Aleksej Tikhonov

Aleksej Tikhonov is a researcher of the Department of Slavic and Hungarian Studies at the Humboldt University of Berlin. He completed his Ph.D. on the linguistic author identification of Rixdorf manuscripts in summer 2020 and defended his dissertation in spring 2021. His research interests are East and West Slavic languages, corpus linguistics, digital humanities, (semi-)automatic text recognition, Slavic languages in German popular music in the 21st century, linguistic integration of minorities, and multilingual language contact in urban areas. E-mail: tikhonal@hu-berlin.de Since spring 2021, Roland Meyer has been head of the German side of the UK-German Collaborative Research Project “The History of Pronominal Subjects in the Languages of Northern Europe” between the Humboldt University of Berlin and the University of Oxford (head: David Willis). Aleksej Tikhonov is working as PostDoc on the German side of the project.
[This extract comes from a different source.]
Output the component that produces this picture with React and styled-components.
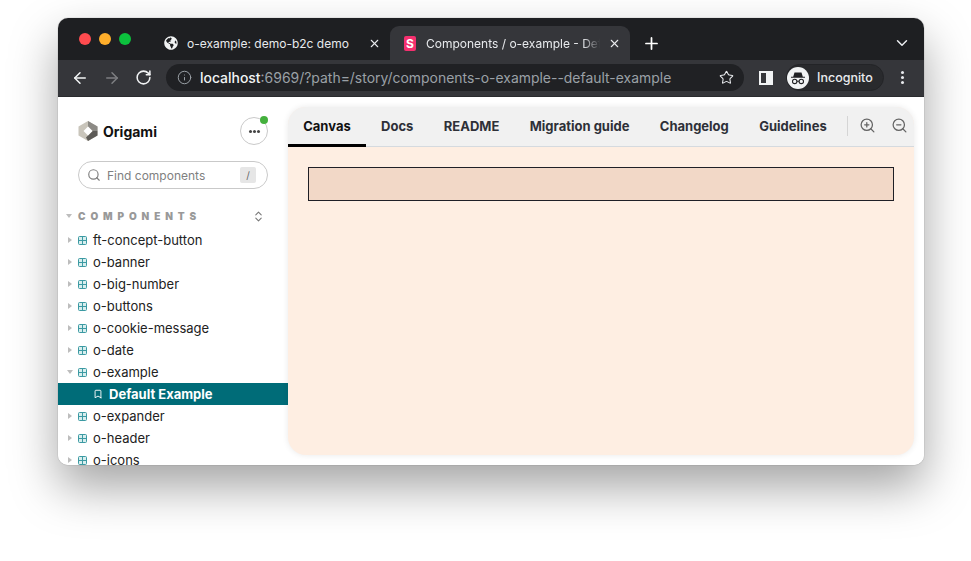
import styled, { createGlobalStyle } from 'styled-components';
import { ArrowLeft, ArrowRight, RotateCw, Info, Star, X, Plus, ChevronDown, ZoomIn, ZoomOut, Search, ChevronsUpDown, Bookmark } from 'lucide-react';
import { FaGlobeAmericas } from 'react-icons/fa';

const GlobalStyle = createGlobalStyle`
  html, body { margin: 0; padding: 0; background: #fff; }
  body { font-family: Inter, "Liberation Sans", sans-serif; overflow: hidden; }
  * { box-sizing: border-box; }
`;

const Stage = styled.div`
  width: 971px;
  height: 561px;
  padding: 18px 47px 96px 58px;
  background: #fff;
`;

const Win = styled.div`
  width: 866px;
  height: 447px;
  border-radius: 10px;
  overflow: hidden;
  background: #fff;
  display: flex;
  flex-direction: column;
  box-shadow: 0 0 1px rgba(0, 0, 0, 0.55), 0 22px 48px rgba(0, 0, 0, 0.36);
`;

const TabStrip = styled.div`
  height: 42px;
  flex: none;
  background: #1e1f22;
  display: flex;
  align-items: flex-end;
  padding-left: 20px;
`;

const Lights = styled.div`
  display: flex;
  gap: 8px;
  align-self: flex-start;
  margin: 15px 33px 0 1px;
`;

const Light = styled.span`
  width: 12px;
  height: 12px;
  border-radius: 50%;
  background: ${p => p.$c};
`;

const Tab = styled.div`
  width: ${p => p.$w}px;
  height: 34px;
  flex: none;
  display: flex;
  align-items: center;
  gap: ${p => (p.$active ? 8 : 9)}px;
  padding: 0 9px 0 ${p => p.$pad}px;
  color: #e8eaed;
  font-size: 12px;
  white-space: nowrap;
  border-radius: 9px 9px 0 0;
  background: ${p => (p.$active ? '#35363a' : 'transparent')};
`;

const TabTitle = styled.span`
  flex: 1;
  overflow: hidden;
  ${p => p.$fade && `
    -webkit-mask-image: linear-gradient(90deg, #000 90%, transparent);
    mask-image: linear-gradient(90deg, #000 90%, transparent);
  `}
`;

const SbIcon = styled.span`
  width: 12px;
  height: 15px;
  flex: none;
  margin-right: 2px;
  border-radius: 2px;
  background: #f5306f;
  color: #fff;
  font: 700 12px/15px Inter, sans-serif;
  text-align: center;
`;

const NewTab = styled.div`
  margin: 0 0 2px 12px;
  height: 30px;
  display: flex;
  align-items: center;
  color: #fff;
`;

const StripEnd = styled.div`
  margin-left: auto;
  margin-right: 13px;
  height: 30px;
  margin-bottom: 2px;
  display: flex;
  align-items: center;
  color: #e8eaed;
`;

const Toolbar = styled.div`
  height: 37px;
  flex: none;
  background: #35363a;
  display: flex;
  align-items: center;
  padding: 0 0 1px 13px;
  color: #e8eaed;
  border-bottom: 1px solid #2a2b2e;
`;

const NavBtn = styled.div`
  width: 32px;
  display: flex;
  color: ${p => (p.$off ? '#7d7e81' : '#f1f3f4')};
`;

const Omnibox = styled.div`
  width: 578px;
  height: 27px;
  margin-left: -1px;
  border-radius: 14px;
  background: #202124;
  display: flex;
  align-items: center;
  padding: 0 10px 0 11px;
  font-size: 13.95px;
  color: #9aa0a6;
`;

const Url = styled.span`
  margin-left: 8px;
  flex: 1;
  white-space: nowrap;
  b { font-weight: 500; color: #f1f3f4; }
`;

const PanelSquare = styled.span`
  width: 14px;
  height: 14px;
  margin-left: 15px;
  border: 2px solid #f1f3f4;
  border-right-width: 7px;
  background: transparent;
`;

const Incognito = styled.div`
  width: 98px;
  height: 27px;
  margin-left: 13px;
  border-radius: 14px;
  background: #292a2d;
  border: 1px solid #232427;
  display: flex;
  align-items: center;
  gap: 8px;
  padding-left: 0;
  font-size: 12.5px;
  font-weight: 500;
  color: #e8eaed;
`;

const Dots = styled.div`
  margin-left: 17px;
  display: flex;
  flex-direction: column;
  gap: 2px;
  span { width: 3px; height: 3px; border-radius: 50%; background: #e8eaed; }
`;

const Body = styled.div`
  flex: 1;
  min-height: 0;
  display: flex;
  background: #fff;
`;

const Sidebar = styled.aside`
  width: 230px;
  flex: none;
  overflow: hidden;
  padding-top: 20px;
`;

const Brand = styled.div`
  display: flex;
  align-items: center;
  height: 28px;
  padding: 0 20px;
  gap: 5px;
  font-size: 14px;
  font-weight: 700;
  color: #111;
  position: relative;
`;

const MenuBtn = styled.div`
  margin-left: auto;
  width: 28px;
  height: 28px;
  border-radius: 50%;
  border: 1px solid #c9c9c9;
  display: flex;
  align-items: center;
  justify-content: center;
  gap: 1px;
  position: relative;
  i { width: 3px; height: 3px; border-radius: 50%; background: #444; }
`;

const Badge = styled.span`
  position: absolute;
  top: -2px;
  right: -1px;
  width: 8px;
  height: 8px;
  border-radius: 50%;
  background: #44b03d;
`;

const SearchBox = styled.div`
  margin: 16px 20px 0;
  height: 28px;
  border-radius: 14px;
  border: 1px solid #c9c9c9;
  display: flex;
  align-items: center;
  padding: 0 11px 0 8px;
  gap: 6px;
  color: #7f7f7f;
  font-size: 12px;
`;

const Kbd = styled.span`
  margin-left: auto;
  width: 16px;
  height: 16px;
  background: #e6e6e6;
  border-radius: 2px;
  text-align: center;
  font-size: 10px;
  line-height: 16px;
  color: #666;
`;

const Section = styled.div`
  margin-top: 20px;
  height: 14px;
  display: flex;
  align-items: center;
  padding: 0 23px 0 8px;
  font-size: 10px;
  font-weight: 900;
  letter-spacing: 0.49em;
  color: #999;
  margin-bottom: 6px;
`;

const SectionLabel = styled.span`
  margin-left: 1px;
`;

const Caret = styled.span`
  width: 0;
  height: 0;
  flex: none;
  ${p => (p.$open
    ? `border-left: 3.5px solid transparent; border-right: 3.5px solid transparent; border-top: 4px solid #bdbdbd; margin: 0 5px 0 0;`
    : `border-top: 3.5px solid transparent; border-bottom: 3.5px solid transparent; border-left: 4px solid #bdbdbd; margin: 0 6px 0 1px;`)}
`;

const Row = styled.div`
  height: 22px;
  display: flex;
  align-items: center;
  padding-left: 9px;
  font-size: 13px;
  color: #222;
  white-space: nowrap;
`;

const StoryRow = styled.div`
  height: 22px;
  display: flex;
  align-items: center;
  gap: 6px;
  padding-left: 35px;
  background: #006c78;
  color: #fff;
  font-size: 13px;
  font-weight: 700;
`;

const Main = styled.main`
  flex: 1;
  min-width: 0;
  padding: 10px 10px 10px 0;
`;

const Preview = styled.div`
  height: 100%;
  border-radius: 18px;
  overflow: hidden;
  background: #feeee2;
  display: flex;
  flex-direction: column;
  box-shadow: 0 0 6px rgba(0, 0, 0, 0.09);
`;

const Tabs = styled.div`
  height: 40px;
  flex: none;
  background: #f1f1f1;
  border-bottom: 1px solid #d5dadf;
  display: flex;
  align-items: stretch;
`;

const TabBtn = styled.div`
  padding: 1px 15.2px 0;
  display: flex;
  align-items: center;
  font-size: 13px;
  font-weight: 700;
  white-space: nowrap;
  color: ${p => (p.$active ? '#111' : '#2e3038')};
  margin-bottom: -1px;
  border-bottom: 3px solid ${p => (p.$active ? '#000' : 'transparent')};
`;

const ToolGroup = styled.div`
  display: flex;
  align-items: center;
  gap: 15px;
  margin-left: 5px;
  color: #666;
  padding: 0 0 2px 0;
`;

const Divider = styled.span`
  width: 1px;
  height: 20px;
  background: #d5d5d5;
  margin-right: -4px;
`;

const Canvas = styled.div`
  flex: 1;
  padding: 20px;
`;

const Demo = styled.div`
  height: 34px;
  background: #f2d8c7;
  border: 1px solid #1f1f26;
`;

const components = ['ft-concept-button', 'o-banner', 'o-big-number', 'o-buttons', 'o-cookie-message', 'o-date', 'o-example'];
const belowStory = ['o-expander', 'o-header', 'o-icons'];
const tabs = ['Canvas', 'Docs', 'README', 'Migration guide', 'Changelog', 'Guidelines'];

const GridIcon = () => (
  <svg width="9" height="9" viewBox="0 0 9 9" style={{ marginRight: 6, flex: 'none' }}>
    <rect x="0.5" y="0.5" width="8" height="8" rx="1" fill="#d8eeee" stroke="#3c9aa3" />
    <path d="M4.5 0.5V8.5M0.5 4.5H8.5" stroke="#3c9aa3" />
  </svg>
);

const OrigamiLogo = () => (
  <svg width="20" height="20" viewBox="0 0 20 20">
    <path d="M10 0 19.5 5.5V14.5L10 20 .5 14.5V5.5Z" fill="#c9c5bb" />
    <path d="M10 0 19.5 5.5V10L14.5 10 10 5.5Z" fill="#8c8a85" />
    <path d="M19.5 10V14.5L10 20 8 16.5 14.5 10Z" fill="#5d5b57" />
    <path d="M10 5.5 14.5 10 10 14.5 5.5 10Z" fill="#fff" />
  </svg>
);

const IncognitoIcon = () => (
  <svg width="22" height="22" viewBox="0 0 22 22">
    <circle cx="11" cy="11" r="11" fill="#f1f3f4" />
    <path d="M7.5 5.5h7l1.3 4.2H18v1.1H4V9.7h2.2Z" fill="#202124" />
    <circle cx="7.7" cy="14.4" r="2.2" fill="none" stroke="#202124" strokeWidth="1.1" />
    <circle cx="14.3" cy="14.4" r="2.2" fill="none" stroke="#202124" strokeWidth="1.1" />
    <path d="M9.9 14.2h2.2" stroke="#202124" strokeWidth="1.1" />
  </svg>
);

const SideRow = ({ name, open }) => (
  <Row>
    <Caret $open={open} />
    <GridIcon />
    {name}
  </Row>
);

const App = () => (
  <Stage>
    <GlobalStyle />
    <Win>
      <TabStrip>
        <Lights>
          <Light $c="#ff4b4f" />
          <Light $c="#ffae2b" />
          <Light $c="#0cc13d" />
        </Lights>
        <Tab $w={226} $pad={0}>
          <FaGlobeAmericas size={14} color="#f1f3f4" />
          <TabTitle>o-example: demo-b2c demo</TabTitle>
          <X size={13} strokeWidth={2} />
        </Tab>
        <Tab $w={240} $active $pad={14}>
          <SbIcon>S</SbIcon>
          <TabTitle $fade>Components / o-example - Default Example</TabTitle>
          <X size={13} strokeWidth={2} />
        </Tab>
        <NewTab><Plus size={19} strokeWidth={2.2} /></NewTab>
        <StripEnd><ChevronDown size={18} strokeWidth={2} /></StripEnd>
      </TabStrip>
      <Toolbar>
        <NavBtn><ArrowLeft size={18} /></NavBtn>
        <NavBtn $off><ArrowRight size={18} /></NavBtn>
        <NavBtn><RotateCw size={17} strokeWidth={2.2} /></NavBtn>
        <Omnibox>
          <Info size={15} strokeWidth={1.6} />
          <Url><b>localhost</b>:6969/?path=/story/components-o-example--default-example</Url>
          <Star size={15} strokeWidth={1.7} color="#e8eaed" />
        </Omnibox>
        <PanelSquare />
        <Incognito>
          <IncognitoIcon />
          Incognito
        </Incognito>
        <Dots><span /><span /><span /></Dots>
      </Toolbar>
      <Body>
        <Sidebar>
          <Brand>
            <OrigamiLogo />
            Origami
            <MenuBtn>
              <i /><i /><i />
              <Badge />
            </MenuBtn>
          </Brand>
          <SearchBox>
            <Search size={14} strokeWidth={2} />
            Find components
            <Kbd>/</Kbd>
          </SearchBox>
          <Section>
            <Caret $open />
            <SectionLabel>COMPONENTS</SectionLabel>
            <ChevronsUpDown size={13} color="#777" style={{ marginLeft: 'auto' }} />
          </Section>
          {components.map(name => (
            <SideRow key={name} name={name} open={name === 'o-example'} />
          ))}
          <StoryRow>
            <Bookmark size={10} strokeWidth={2.2} />
            Default Example
          </StoryRow>
          {belowStory.map(name => (
            <SideRow key={name} name={name} />
          ))}
        </Sidebar>
        <Main>
          <Preview>
            <Tabs>
              {tabs.map(t => (
                <TabBtn key={t} $active={t === 'Canvas'}>{t}</TabBtn>
              ))}
              <ToolGroup>
                <Divider />
                <ZoomIn size={17} strokeWidth={1.8} />
                <ZoomOut size={17} strokeWidth={1.8} />
              </ToolGroup>
            </Tabs>
            <Canvas>
              <Demo />
            </Canvas>
          </Preview>
        </Main>
      </Body>
    </Win>
  </Stage>
);

export default App;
Humboldt University of Berlin

Scribe vs. authorship clustering in historic manuscripts with LiViTo: A case study with visual & linguistic features

Групиране по преписвачи и авторство на ръкописи с историческо съдържание с помощта на LiViTo: казус с анализ на визуалните и лингвистичните особености

  • Summary/Abstract

    In cases where there is a larger collection of manuscripts, the scribe or author of which is unknown or in doubt, analyzing such manuscripts can take a lot of time and effort. The more pages and potential writers are involved, the more complicated it is to get tangible results. LiViTo is a free tool2 that requires a minimum of experience with the command line and allows a simplified search for keywords, revisions, and clustering of historical manuscripts. We present the application of LiViTo on the “lab case” of the biographies of Czech Protestant refugees from the 18th–19th century. Most of these manuscripts include stories of farmers’ and craftsmen’s families who fled to Berlin because of their religious beliefs. The examination of this type of biographies and manuscripts using the methods of Digital Humanities takes place for the first time for Czech. Using extracts from the research project in which LiViTo was developed, individual functions of the tool are explained. In addition, individual findings relating to the manuscripts and the potential further development of the tool are presented.